VOR level or VA level:  Threshold level of the recording volume which enables the recording program to distinguish between speech (which should be recorded), and silence or background noise (which should not be recorded). Recording stops automatically when the speech input volume is below the VA level, and restarts automatically when the input volume is above this level. It is calculated by the Audio Wizard. Also referred to as silence detection level, voice sensitivity threshold, VOR level or VAR level.

Variable Control Voice Actuator. When the microphone senses that sounds have reached a preset volume, the built-in Variable Control Voice Actuator (VCVA) starts recording automatically and stops when the volume drops. Particularly helpful for extended recording, the VCVA not only conserves memory by turning off recording during silent periods, but also makes playback more efficient and convenient.

vocabulary: Words contained in the ConText with information on how they are pronounced. New words can be added to the vocabulary via ConText Adaptation or by using the ConText Tuner.

W

WAV file: Abbreviation for ‘wave’, Suffix used for audio files saved in Microsoft’s Wave file format. Audio file format developed by Microsoft and used extensively in Microsoft Windows. Conversion tools are available to allow most other operating systems to play .wav files.
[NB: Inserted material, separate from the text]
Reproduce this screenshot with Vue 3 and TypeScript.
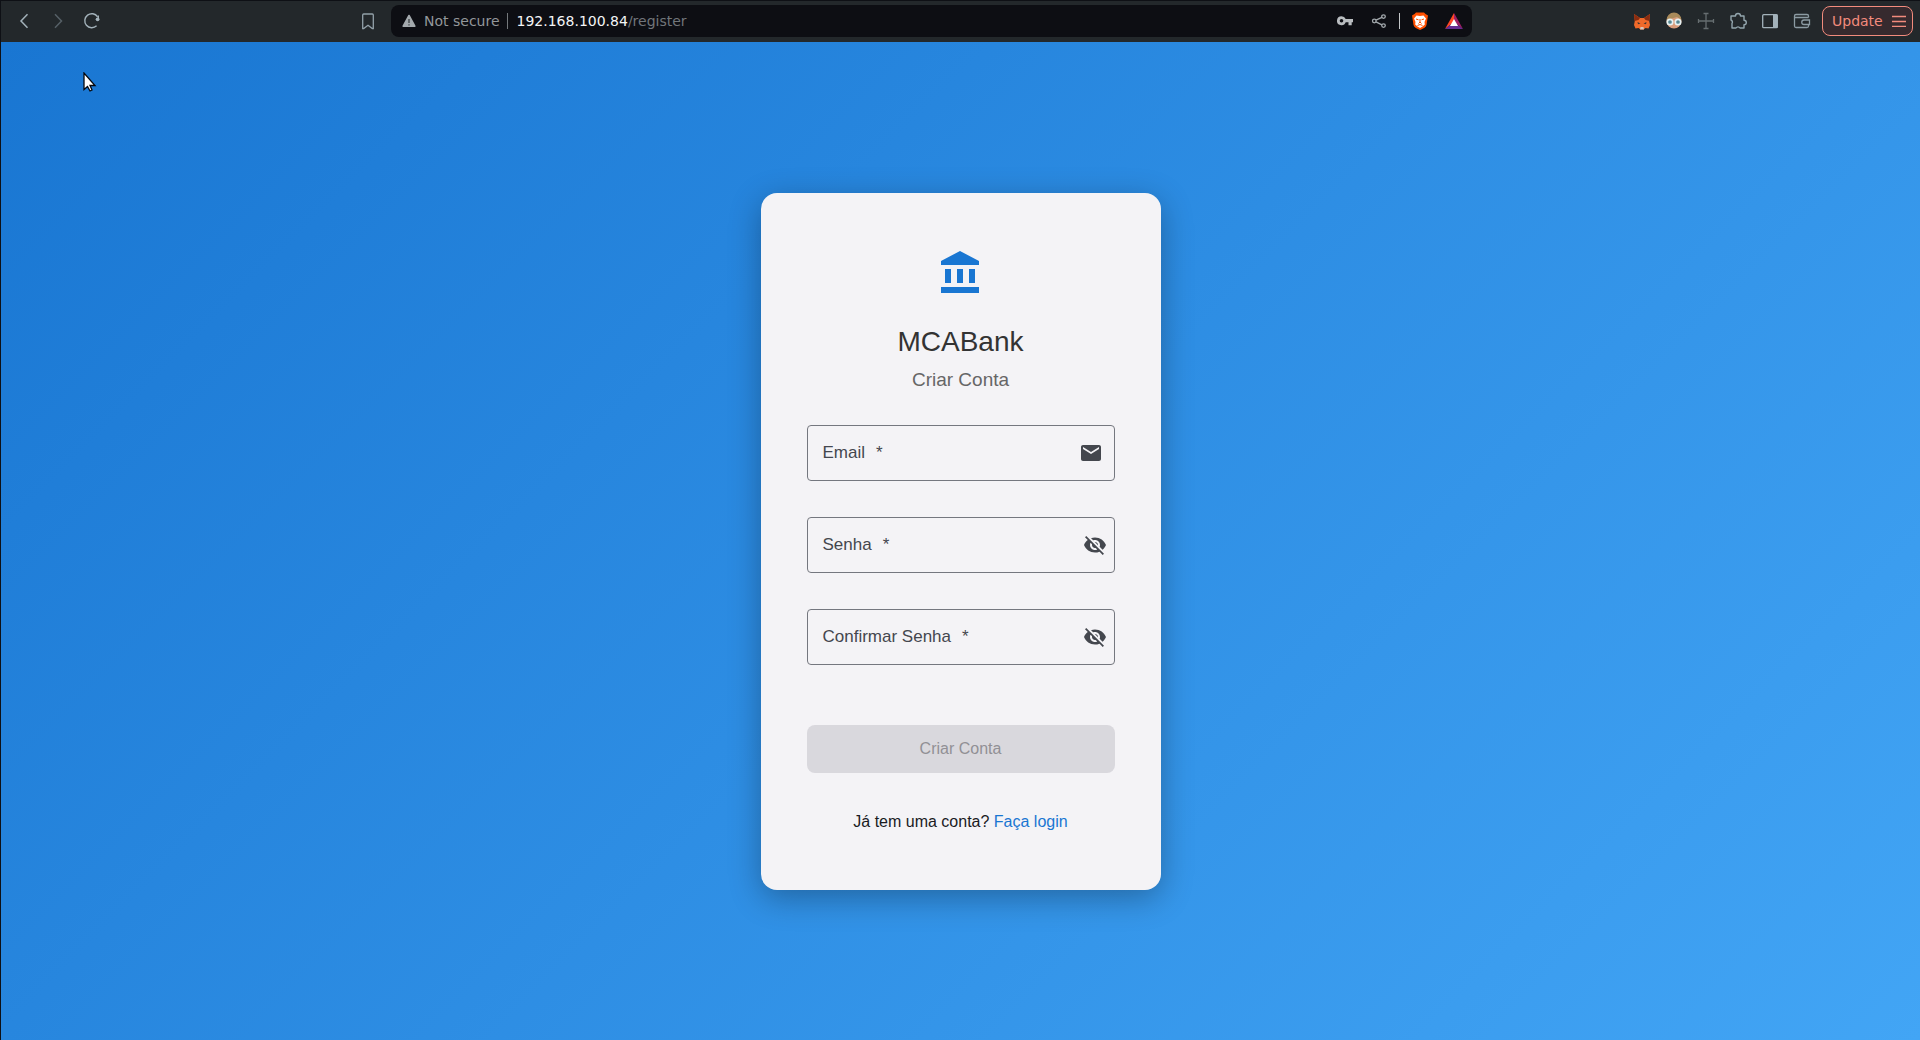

workflow: Automation of a business process during which documents, information or tasks are passed from one workflow participant to another for action, according to a set of procedural rules. For example, it may be defined how and by whom a document is corrected, reviewed and approved.

Work Types: Setup the work types in the DSS Player software then download to the digital voice recorder. A work type can then be selected by the author to confirm the type of document dictated, e.g. reports, letters, projects.

WMA: Windows Media audio file (WMA) is a compression standard that archives CD quality at only half the size of comparable MP3 files.